Hawaii lawmakers defeat "Medical Aid in Dying" bill
A bill to give terminally ill Hawaii residents medical help to end their lives has died.
HONOLULU (AP) - Hawaii lawmakers defeat a bill allowing terminally ill patients to end their own lives. The action comes after decades of debate, which culminated in hours of testimony Thursday morning.
After more than three hours of debate from more than 50 people, the House Committee on Health voted down the Medical Aid in Dying bill.
"It does not fit with our values, with our cultural values, with our aloha," said Joy Yadao from Hawaii's Partnership for Appropriate and Compassionate Care.
A supporter of the bill said, "Medical Aid in Dying? works as intended. It's both safe and trusted and there is very strong public support for this option in Hawaii."
In the end, Committee Chair Della Au Bellati told the room lawmakers have a duty to protect the vulnerable, and said this bill doesn't do that.
"I think what we found is that people needed to have this discussion. We've had it and we're going to have to balance the right to choose and our right and our duties and obligations to protect those who are most vulnerable," said Rep. Bellati.
The bill would have allowed medically-competent, terminally-ill patients with six or fewer months to live to take a lethal medication prescribed by a doctor. Opponents called it suicide. Advocates argued it would stop suffering.
"I think it sends a wrong message to our teenagers if we would to allow such a bill to pass that if you're in misery and suffering that it's OK to take your life. And I think that's the wrong message to send to our teenagers," said Beth Arnoult
"Suicide is somebody that wants to die. People who are terminally ill don't want to die -- they just know they can't continue, and this will give them peace of mind to know that they can end their lives on their terms," said Michael Golojuch Jr., the chairman of the LGBT Caucus of the Democratic Party of Hawaii.
The bill was modeled after a similar law in Oregon -- one of five states that gives terminally ill patients the end-of-life option. But, lawmakers raised concerns about oversight, liability, and the possibility of abuse and coercion.

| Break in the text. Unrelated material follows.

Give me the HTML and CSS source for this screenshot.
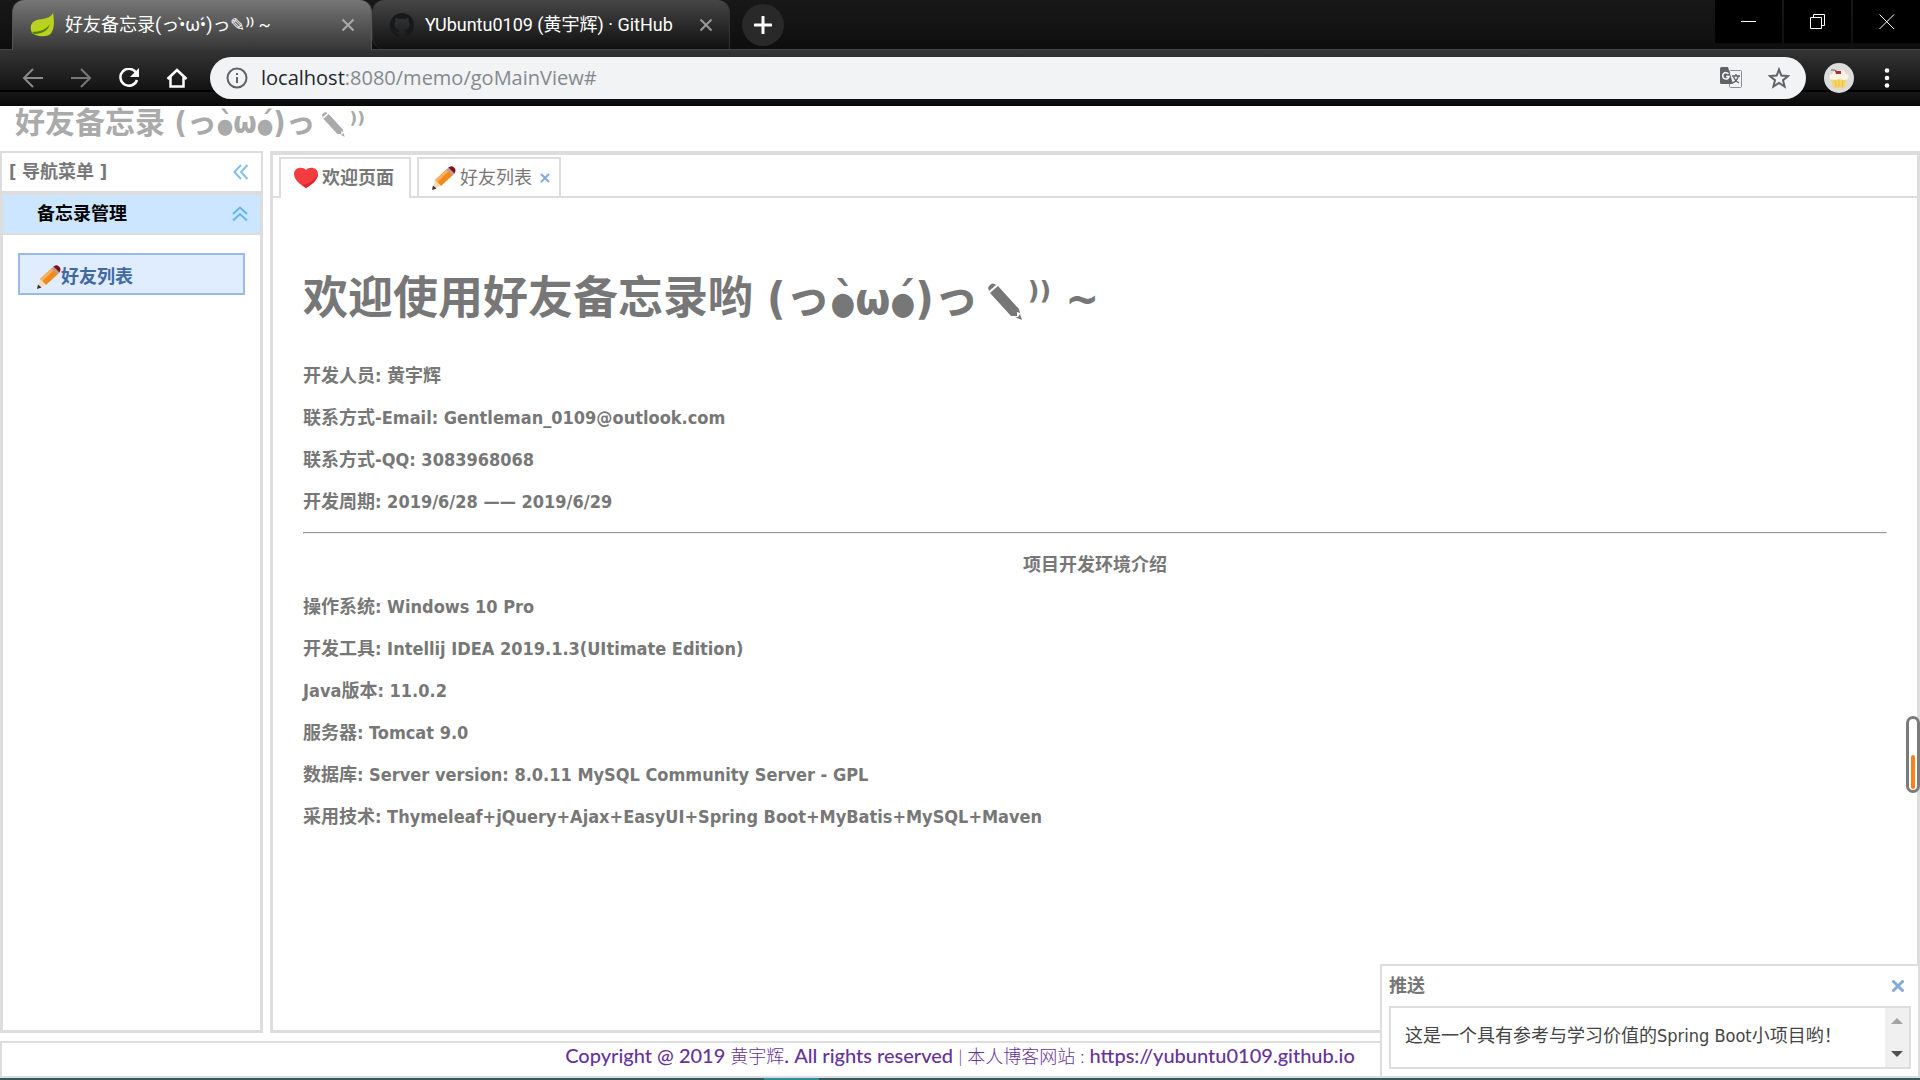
FILE: index.html
```
<!DOCTYPE html>
<html lang="zh-CN">
<head>
  <meta charset="UTF-8" />
  <title>好友备忘录</title>
  <link rel="stylesheet" href="styles.css">
</head>
<body>
  <svg class="defs">
    <symbol id="pencil" viewBox="0 0 24 24">
      <path d="M3 14 L15 3 L21 9 L9 20 Z" fill="#f08a1c"/>
      <path d="M3 14 L15 3 L17 5 L5 16.500 Z" fill="#f8b060"/>
      <path d="M3 14 L9 20 L1 23 Z" fill="#f8dcb4"/>
      <path d="M1 19.500 L4.500 22.500 L0 24 Z" fill="#3a2c30"/>
      <path d="M16 2 Q19 -1 22 1.500 Q25 4 22 8 Z" fill="#7d1216"/>
      <path d="M14.500 3.500 L16.500 1.500 L22.500 7.500 L20.500 9.500 Z" fill="#c49a94"/>
    </symbol>
    <symbol id="pencil-solid" viewBox="0 0 45 45">
      <path fill="currentColor" d="M10 11 Q8 7 11 5 Q14 2 17 5 Z M11 13 L19 6 L40 29 L41 33 L38 32 L38 36 L34 36 L32 36 Z M36 37 L39 37 L41 34 L43 40 Z"/>
    </symbol>
  </svg>

  <header class="browser">
    <div class="tab-strip">
      <div class="browser-tab active">
        <svg class="favicon" viewBox="0 0 24 24">
          <path d="M23 0 C25 10 24 20 18 22.500 C12 24 5 23 2 20 C-1 14 1 8 9 6.500 C16 5.500 20 5 23 0 Z" fill="#b9d21f"/>
          <path d="M2 19 C10 19 17 16 20 11 C18 19 10 21 4 21 Z" fill="#567f12"/>
        </svg>
        <span class="browser-title">好友备忘录(っ•̀ω•́)っ✎⁾⁾ ~</span>
        <button class="icon-button" aria-label="关闭标签页">
          <svg width="14" height="14" viewBox="0 0 14 14"><path d="M1.500 1.500 L12.500 12.500 M12.500 1.500 L1.500 12.500" stroke="#aaa" stroke-width="2"/></svg>
        </button>
      </div>
      <div class="browser-tab">
        <svg class="favicon" viewBox="0 0 16 16">
          <path fill="#17191b" d="M8 0C3.580 0 0 3.580 0 8c0 3.540 2.290 6.530 5.470 7.590.4.070.550-.170.550-.380 0-.190-.010-.820-.010-1.490-2.010.370-2.530-.490-2.690-.940-.090-.230-.480-.940-.820-1.130-.280-.150-.680-.520-.010-.530.630-.010 1.080.580 1.230.820.720 1.210 1.870.870 2.330.660.070-.520.280-.870.510-1.070-1.780-.2-3.640-.890-3.640-3.950 0-.870.310-1.590.820-2.150-.080-.2-.360-1.020.080-2.120 0 0 .670-.210 2.200.820.640-.180 1.320-.270 2-.270s1.360.090 2 .270c1.530-1.040 2.200-.820 2.200-.820.440 1.100.160 1.920.080 2.120.510.560.820 1.270.820 2.150 0 3.070-1.870 3.750-3.650 3.950.290.250.540.730.540 1.480 0 1.070-.010 1.930-.010 2.200 0 .210.150.460.550.380A8 8 0 0 0 16 8c0-4.420-3.580-8-8-8z"/>
        </svg>
        <span class="browser-title">YUbuntu0109 (黄宇辉) · GitHub</span>
        <button class="icon-button" aria-label="关闭标签页">
          <svg width="14" height="14" viewBox="0 0 14 14"><path d="M1.500 1.500 L12.500 12.500 M12.500 1.500 L1.500 12.500" stroke="#999" stroke-width="2"/></svg>
        </button>
      </div>
      <button class="new-tab" aria-label="新标签页">
        <svg width="18" height="18" viewBox="0 0 18 18"><path d="M9 1 V17 M1 9 H17" stroke="#fff" stroke-width="3" stroke-linecap="round"/></svg>
      </button>
      <div class="window-controls">
        <button aria-label="最小化"><svg width="16" height="16" viewBox="0 0 16 16"><path d="M0 7.500 H15" stroke="#fff"/></svg></button>
        <button aria-label="还原"><svg width="16" height="16" viewBox="0 0 16 16" fill="none" stroke="#fff"><path d="M0.500 3.500 H11.500 V14.500 H0.500 Z M3.500 3.500 V0.500 H14.500 V11.500 H11.500"/></svg></button>
        <button aria-label="关闭"><svg width="16" height="16" viewBox="0 0 16 16"><path d="M0.500 0.500 L15 15 M15 0.500 L0.500 15" stroke="#fff"/></svg></button>
      </div>
    </div>
    <div class="toolbar">
      <div class="tools">
        <button aria-label="后退"><svg width="22" height="20" viewBox="0 0 22 20" fill="none" stroke="#8a8a8a" stroke-width="2"><path d="M21 10 H2 M11 1 L2 10 L11 19"/></svg></button>
        <button aria-label="前进"><svg width="22" height="20" viewBox="0 0 22 20" fill="none" stroke="#777" stroke-width="2"><path d="M1 10 H20 M11 1 L20 10 L11 19"/></svg></button>
        <button aria-label="刷新"><svg width="22" height="20" viewBox="0 0 22 20"><path d="M18 4.500 A8.500 8.500 0 1 0 19 12" fill="none" stroke="#fff" stroke-width="2.500"/><path d="M21 0 V9 H12 Z" fill="#fff"/></svg></button>
        <button aria-label="主页"><svg width="22" height="20" viewBox="0 0 22 20" fill="none" stroke="#fff" stroke-width="2.500"><path d="M1.500 11 L11 2 L20.500 11 M4.500 9 V18.500 H17.500 V9"/></svg></button>
      </div>
      <div class="address">
        <svg width="22" height="22" viewBox="0 0 22 22"><circle cx="11" cy="11" r="9.500" fill="none" stroke="#5f6368" stroke-width="2"/><path d="M11 10 V16 M11 6 V8" stroke="#5f6368" stroke-width="2"/></svg>
        <div class="url"><span class="host">localhost</span>:8080/memo/goMainView#</div>
        <button class="icon-button" aria-label="翻译此页">
          <svg width="22" height="22" viewBox="0 0 22 22">
            <rect x="9.500" y="3.500" width="12" height="17" rx="1" fill="#f1f3f4" stroke="#8a8d91"/>
            <path d="M1.500 0 H8 L13 17 H1.500 Q0 17 0 15.500 V1.500 Q0 0 1.500 0 Z" fill="#5f6368"/>
            <path d="M8.500 7 A3.200 3.200 0 1 0 9 9.500 H6" fill="none" stroke="#fff" stroke-width="1.500"/>
            <path d="M12 9 H20 M16 7 V9 M18.500 9 Q17 14 12.500 16 M13.500 10 Q15 14 19 16" fill="none" stroke="#5f6368" stroke-width="1.300"/>
          </svg>
        </button>
        <button class="icon-button" aria-label="为此网页添加书签">
          <svg width="22" height="22" viewBox="0 0 22 22"><path d="M11 2.500 L13.300 8.500 L20 9 L15 13.200 L16.600 19.500 L11 16 L5.400 19.500 L7 13.200 L2 9 L8.700 8.500 Z" fill="none" stroke="#5f6368" stroke-width="2"/></svg>
        </button>
      </div>
      <button class="avatar" aria-label="用户">
        <svg width="30" height="30" viewBox="0 0 30 30">
          <circle cx="15" cy="15" r="15" fill="#dcdcdc"/>
          <path d="M7 16 H23 L20.500 25 H9.500 Z" fill="#f3d768"/>
          <path d="M11 17 L12 24 M15 17 V24 M19 17 L18 24" stroke="#e9bf45"/>
          <path d="M6 16 Q4 12 8 11 Q10 7 15 7 Q21 7 22 11 Q26 12 24 16 Q20 18 15 16 Q10 18 6 16 Z" fill="#fff3e4"/>
          <path d="M11 8 H17 V11 H12 Z" fill="#b92a35"/>
          <path d="M7 7 Q11 6 14 9" fill="none" stroke="#76544c"/>
        </svg>
      </button>
      <button aria-label="菜单"><svg width="6" height="20" viewBox="0 0 6 20" fill="#fff"><circle cx="3" cy="2.500" r="2.300"/><circle cx="3" cy="10" r="2.300"/><circle cx="3" cy="17.500" r="2.300"/></svg></button>
    </div>
  </header>

  <div class="page">
    <h1 class="page-title">好友备忘录 (っ<span class="eye">●</span>&#768;ω<span class="eye">●</span>&#769;)っ<svg class="pencil-solid"><use href="#pencil-solid"/></svg>⁾⁾</h1>

    <div class="layout">
      <nav class="west">
        <div class="panel-header">
          <span>[ 导航菜单 ]</span>
          <button class="icon-button" aria-label="折叠菜单">
            <svg width="16" height="16" viewBox="0 0 16 16" fill="none" stroke="#7fc1f2" stroke-width="2"><path d="M8 1 L1.500 8 L8 15 M14.500 1 L8 8 L14.500 15"/></svg>
          </button>
        </div>
        <div class="accordion">
          <div class="accordion-header">
            <span>备忘录管理</span>
            <button class="icon-button" aria-label="收起">
              <svg width="16" height="16" viewBox="0 0 16 16" fill="none" stroke="#66b4f0" stroke-width="2"><path d="M1 8 L8 1.500 L15 8 M1 14.500 L8 8 L15 14.500"/></svg>
            </button>
          </div>
          <a class="nav-link" href="#"><svg class="icon"><use href="#pencil"/></svg>好友列表</a>
        </div>
      </nav>

      <main class="center">
        <div class="tabs">
          <button class="tab selected">
            <svg class="icon" viewBox="0 0 24 24"><path d="M12 22 C5 18 0 13 0 8 C0 1 9 0 12 4 C15 0 24 1 24 8 C24 13 19 18 12 22 Z" fill="#f23c40"/><path d="M12 22 C19 18 24 13 24 8 C21 14 15 18 8 19 Z" fill="#dc2630"/></svg>
            欢迎页面
          </button>
          <button class="tab">
            <svg class="icon"><use href="#pencil"/></svg>
            好友列表
            <svg class="tab-close" width="10" height="10" viewBox="0 0 10 10"><path d="M1 1 L9 9 M9 1 L1 9" stroke="#85a9dc" stroke-width="2"/></svg>
          </button>
        </div>
        <div class="content">
          <h1>欢迎使用好友备忘录哟 (っ<span class="eye">●</span>&#768;ω<span class="eye">●</span>&#769;)っ<svg class="pencil-solid"><use href="#pencil-solid"/></svg>⁾⁾ ~</h1>
          <p>开发人员: 黄宇辉</p>
          <p>联系方式-Email: Gentleman_0109@outlook.com</p>
          <p>联系方式-QQ: 3083968068</p>
          <p>开发周期: 2019/6/28 —— 2019/6/29</p>
          <hr>
          <p class="section-title">项目开发环境介绍</p>
          <p>操作系统: Windows 10 Pro</p>
          <p>开发工具: Intellij IDEA 2019.1.3(UItimate Edition)</p>
          <p>Java版本: 11.0.2</p>
          <p>服务器: Tomcat 9.0</p>
          <p>数据库: Server version: 8.0.11 MySQL Community Server - GPL</p>
          <p>采用技术: Thymeleaf+jQuery+Ajax+EasyUI+Spring Boot+MyBatis+MySQL+Maven</p>
        </div>
      </main>
    </div>

    <footer class="footer">
      <a href="#">Copyright @ 2019 <span class="thin">黄宇辉</span>. All rights reserved <span class="thin">| 本人博客网站 :</span> https://yubuntu0109.github.io</a>
    </footer>

    <section class="message">
      <div class="message-header">
        <span>推送</span>
        <button class="icon-button" aria-label="关闭">
          <svg width="12" height="12" viewBox="0 0 12 12"><path d="M1.500 1.500 L10.500 10.500 M10.500 1.500 L1.500 10.500" stroke="#85a9dc" stroke-width="3" stroke-linecap="round"/></svg>
        </button>
      </div>
      <div class="message-body">
        <p>这是一个具有参考与学习价值的Spring Boot小项目哟！</p>
        <div class="scroller">
          <button class="icon-button" aria-label="向上滚动"><svg width="12" height="6" viewBox="0 0 12 6"><path d="M0 6 L6 0 L12 6 Z" fill="#a3a3a3"/></svg></button>
          <button class="icon-button" aria-label="向下滚动"><svg width="12" height="6" viewBox="0 0 12 6"><path d="M0 0 H12 L6 6 Z" fill="#505050"/></svg></button>
        </div>
      </div>
    </section>

    <div class="gauge"><div class="gauge-fill"></div></div>
  </div>

  <div class="taskbar"><div class="taskbar-active"></div></div>
</body>
</html>
```
FILE: styles.css
```
* {
  box-sizing: border-box;
}

body {
  display: flex;
  flex-direction: column;
  height: 100vh;
  margin: 0;
  overflow: hidden;
  background: #fff;
  color: #777;
  font-family: "DejaVu Sans Condensed", "Noto Sans CJK SC", sans-serif;
  font-size: 18px;
  line-height: 24px;
}

button {
  padding: 0;
  border: none;
  background: none;
  color: inherit;
  font: inherit;
  cursor: pointer;
}

svg {
  display: block;
  flex: none;
}

.defs {
  position: absolute;
  width: 0;
  height: 0;
}

.icon,
.favicon {
  width: 24px;
  height: 24px;
}

.pencil-solid {
  display: inline-block;
  width: 1em;
  height: 1em;
  margin-right: 4px;
  vertical-align: text-bottom;
}

.eye {
  font-size: 70%;
  line-height: 0;
}

.icon-button {
  display: flex;
}

/* browser window */
.browser {
  flex: none;
  background: #111;
}

.tab-strip {
  display: flex;
  height: 50px;
  padding-left: 12px;
  background: linear-gradient(#181818, #0e0e0e);
  border-bottom: 1px solid #444;
}

.browser-tab {
  display: flex;
  align-items: center;
  gap: 11px;
  width: 358px;
  height: 49px;
  padding: 0 16px 0 17px;
  border: 1px solid #333;
  border-width: 0 1px;
  border-radius: 12px 12px 0 12px;
  background: linear-gradient(#464646, #101010);
  color: #fff;
}

.browser-tab.active {
  width: 360px;
  height: 50px;
  border-color: #555;
  border-radius: 12px 12px 0 0;
  background: linear-gradient(#767676, #363636);
}

.browser-title {
  flex: 1;
  font-family: Roboto, "Noto Sans CJK SC", sans-serif;
  white-space: nowrap;
}

.new-tab {
  display: flex;
  align-items: center;
  justify-content: center;
  width: 42px;
  height: 42px;
  margin: 4px 0 0 12px;
  border-radius: 50%;
  background: #292929;
}

.window-controls {
  display: flex;
  gap: 2px;
  height: 43px;
  margin-left: auto;
}

.window-controls button {
  display: flex;
  align-items: center;
  justify-content: center;
  width: 67px;
  background: #000;
}

.toolbar {
  display: flex;
  align-items: center;
  height: 56px;
  padding: 0 30px 0 22px;
  background: linear-gradient(#343434, #131313 40px, #000 40px, #000 42px, #171717 42px, #080808);
}

.tools {
  display: flex;
  gap: 26px;
  margin-right: 22px;
}

.address {
  display: flex;
  flex: 1;
  align-items: center;
  gap: 26px;
  height: 42px;
  margin-right: 18px;
  padding: 0 16px;
  border-radius: 21px;
  background: #f1f3f5;
}

.address > svg {
  margin-right: -13px;
}

.url {
  flex: 1;
  color: #85898d;
  font-family: "Open Sans", sans-serif;
  font-size: 20px;
}

.host {
  color: #24272b;
}

.avatar {
  margin-right: 30px;
}

/* page */
.page {
  position: relative;
  display: flex;
  flex: 1;
  flex-direction: column;
  min-height: 0;
}

.page-title {
  height: 45px;
  margin: 0;
  padding-left: 15px;
  color: #aaa;
  font-size: 30px;
  line-height: 34px;
  white-space: nowrap;
}

.layout {
  display: flex;
  flex: 1;
  gap: 7px;
  min-height: 0;
}

.west {
  display: flex;
  flex-direction: column;
  width: 263px;
}

.panel-header {
  display: flex;
  align-items: center;
  justify-content: space-between;
  height: 42px;
  padding: 0 12px 0 7px;
  border: 2px solid #ddd;
  font-weight: bold;
}

.accordion {
  flex: 1;
  border: 3px solid #ddd;
  border-top-width: 2px;
}

.accordion-header {
  display: flex;
  align-items: center;
  justify-content: space-between;
  height: 40px;
  padding: 0 12px 0 34px;
  border-bottom: 2px solid #ddd;
  background: #cce6ff;
  color: #000;
  font-weight: bold;
}

.nav-link {
  display: flex;
  align-items: center;
  height: 42px;
  margin: 18px 15px;
  padding: 5px 0 0 17px;
  border: 2px solid #99bbe8;
  background: #e0ecff;
  color: #416aa3;
  font-weight: bold;
  text-decoration: none;
}

.center {
  flex: 1;
  border: 3px solid #ddd;
  border-top-width: 4px;
}

.tabs {
  display: flex;
  gap: 6px;
  height: 43px;
  padding: 2px 0 0 6px;
  border-bottom: 2px solid #ddd;
}

.tab {
  display: flex;
  align-items: center;
  gap: 4px;
  padding: 0 9px 0 13px;
  border: 2px solid #ddd;
  border-bottom: none;
}

.tab-close {
  margin-left: 4px;
}

.tab.selected {
  margin-bottom: -2px;
  padding: 0 15px 2px 13px;
  background: #fff;
  font-weight: bold;
}

.content {
  padding: 0 30px;
  font-weight: bold;
}

.content h1 {
  margin: 0;
  padding: 71px 0 35px;
  font-size: 45px;
  line-height: 60px;
}

.content p {
  margin: 0 0 18px;
}

.content hr {
  margin: 0 0 19px;
}

.content .section-title {
  text-align: center;
}

.footer {
  height: 37px;
  margin-top: 8px;
  border: 2px solid #ddd;
  text-align: center;
}

.footer a {
  color: #663399;
  font-family: Lato, "Noto Sans CJK SC", sans-serif;
  font-size: 20px;
  font-weight: 500;
  text-decoration: none;
}

.footer .thin {
  font-size: 18px;
  font-weight: 300;
}

.message {
  position: absolute;
  right: 0;
  bottom: 0;
  width: 540px;
  padding: 0 7px 7px;
  border: 2px solid #ddd;
  background: #fff;
}

.message-header {
  display: flex;
  align-items: center;
  justify-content: space-between;
  height: 40px;
  padding-right: 7px;
  font-weight: bold;
}

.message-body {
  display: flex;
  justify-content: space-between;
  height: 63px;
  border: 2px solid #ddd;
  color: #444;
}

.message-body p {
  margin: 0;
  padding: 16px 14px;
}

.scroller {
  display: flex;
  flex-direction: column;
  justify-content: space-between;
  width: 24px;
  padding: 10px 6px;
  background: #f0f0f0;
}

.gauge {
  position: absolute;
  right: 0;
  top: 610px;
  display: flex;
  align-items: flex-end;
  width: 14px;
  height: 77px;
  padding: 1px 2px;
  border: 3px solid #7b7b7b;
  border-radius: 7px;
  background: #fff;
}

.gauge-fill {
  width: 100%;
  height: 34px;
  border-radius: 2px;
  background: #ff7f1a;
}

.taskbar {
  flex: none;
  height: 2px;
  padding-left: 764px;
  background: #305c61;
}

.taskbar-active {
  width: 55px;
  height: 2px;
  background: #2e8c98;
}
```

"While I'm definitely support the concept, I don't believe this bill is ready. And we don't have enough time left in the session to fix it," said Rep. Chris Todd.
"Our local polling showed 80 percent of the people in the State of Hawaii are in favor of Medical Aid in Dying. And that's a lot of people who are going to be very disappointed by the decision today," said Mary Steiner, Campaign Manager for Compassion and Choices Hawaii.
The push for a Medical Aid in Dying or Death with Dignity law in Hawaii has been going on for nearly 20 years. Despite today's decision, supporters tell me they'll be back again.
"We'll come back every year until it's passed. We've been fighting for this since the caucus was formed and we will continue to fight for this," said Golojuch.
John Radcliffe, a supporter of the bill, released this statement:
"The deferral of a bill that 80 percent of the voters want, that the four living previous Democratic Governors support, and which Governor Ige also supports, which is strongly supported by the House and Senate Leadership, and hosts of others, is disconcerting and heartbreaking, not to mention inhumane policy.
I am certain a medical aid in dying option will one day be available in our compassionate state, but until then too many dying people will now have to suffer more in their passing on."